Ces « déclassements » non seulement se paient humainement cash mais politiquement, leurs effets sont criminels. Si la démocratie renonce au social, c’est aux extrêmes que le citoyen est tenté de demander justice. Et quand le nombre de ceux qu’on abandonne à la conviction qu’ils vont perdre croît démesurément, l’histoire nous a appris qu’on cède une partie considérable de terrain à ceux qui nourrissent un penchant pour la terreur, que ce penchant soit déguisé en amour de l’Humanité ou en amour de la Nation.
Fondamentalement, la ligne de clivage politique aujourd’hui s’articule autour de la vision que les uns et les autres ont de notre héritage commun ; pour les écologistes, il est temps de se rappeler que ce qui vaut dans l’héritage, c’est ce qu’on est capable de transmettre, pas de recevoir. Et nous attendons impatiemment que d’autres familles politiques nous rejoignent sur cette vision.
En ce qui concerne l’appui à apporter à cette ambition, face à la mondialisation et à l’unification des enjeux à l’échelle planétaire, c’est sur une plateforme démocratique la plus large possible qu’on doit compter, pour consacrer le maximum des ressources politiques disponibles à la principale urgence : la mise en place des conditions d’une économie circulaire (ce qui commence à être popularisé mais aussi galvaudé dans l’expression développement durable), c’est-à-dire une économie où le coût des externalités négatives est enfin pris en compte au lieu de transmettre l’addition aux générations à venir, quand ce n’est pas aux populations laissées dès aujourd’hui à l’abandon.
Il est clair que c’est auprès des progressistes que les écologistes d’Europe ont trouvé leurs meilleurs alliés dans leurs combats.

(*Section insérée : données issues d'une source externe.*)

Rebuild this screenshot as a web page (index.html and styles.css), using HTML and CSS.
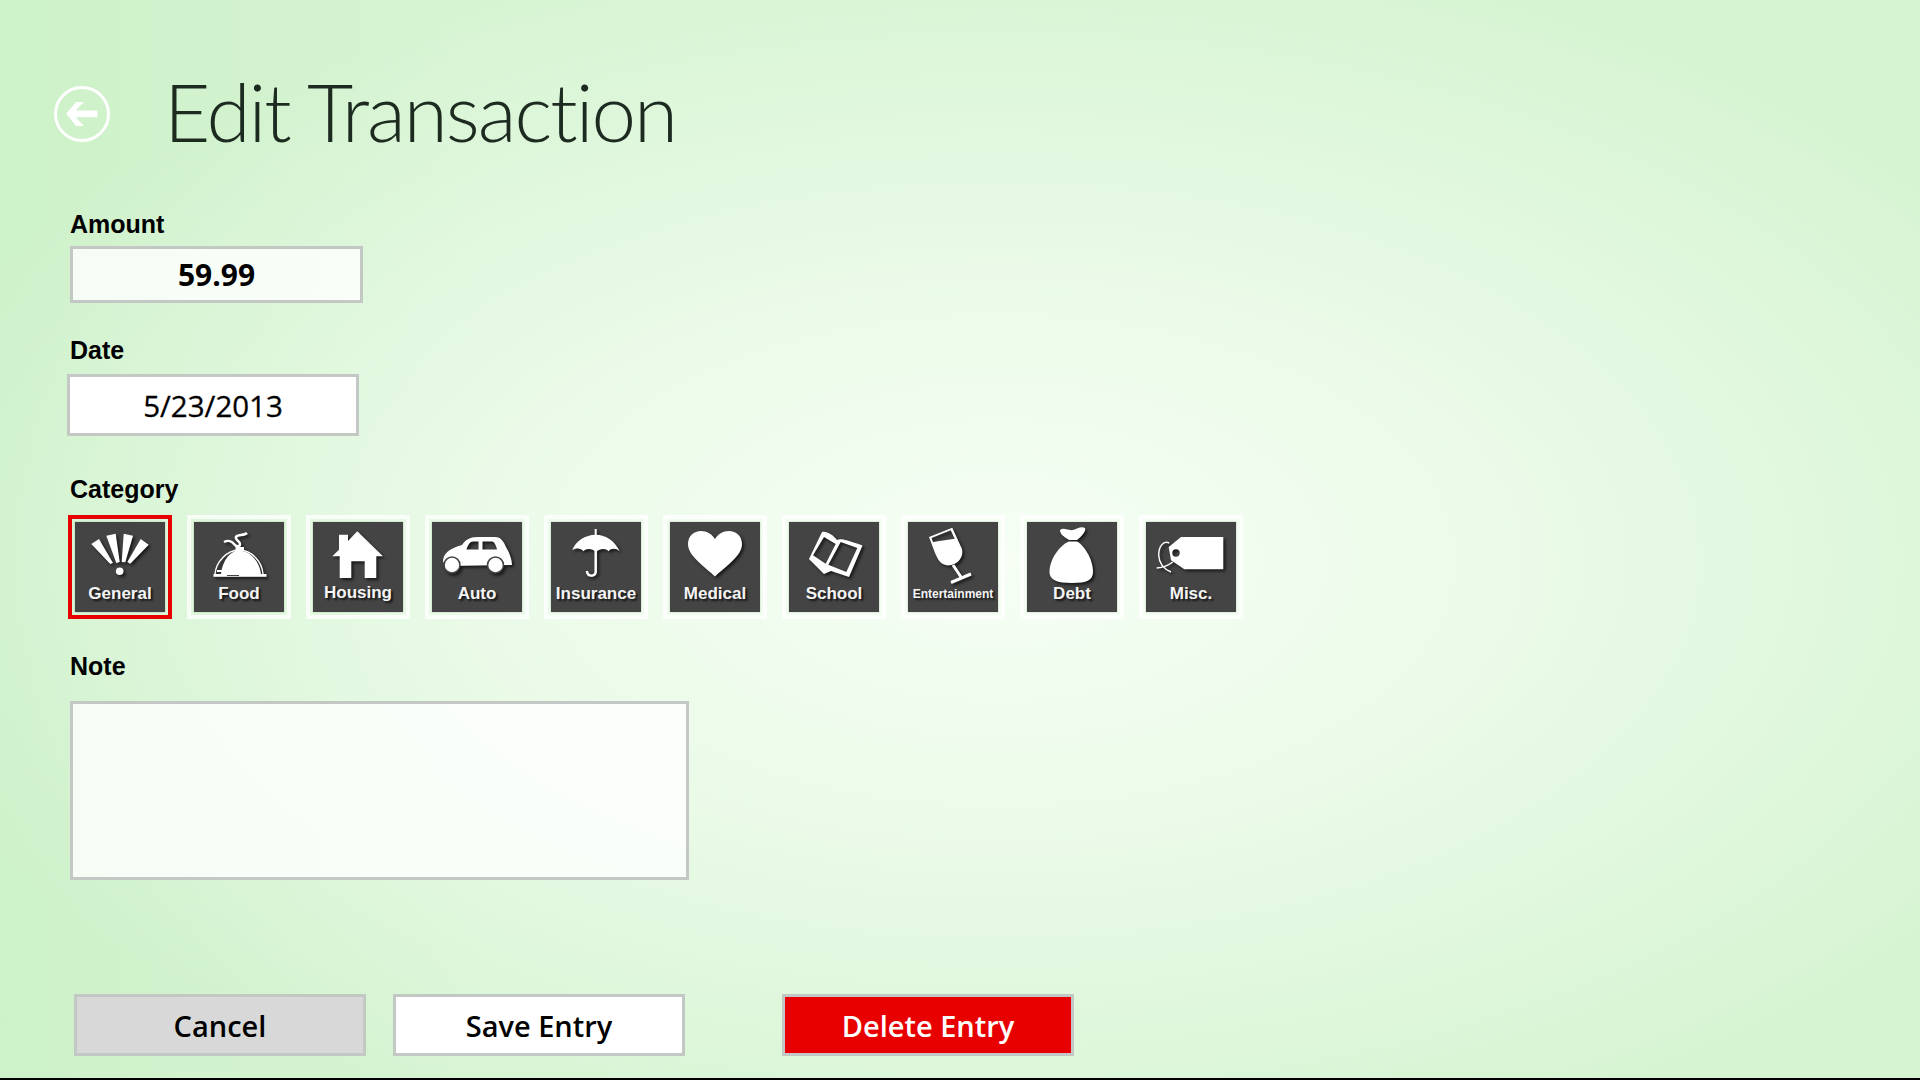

Mais ce que certains, par naïveté ou par calcul, à droite et au sein de la gauche traditionnelle, présentent comme des accidents du système, occulte le fait que ces désordres résident dans son fonctionnement même. Figés comme des candélabres dans la répartition des parts de marché électorales, ni le MR ni le PS, surtout unis, ne permettront d’en sortir.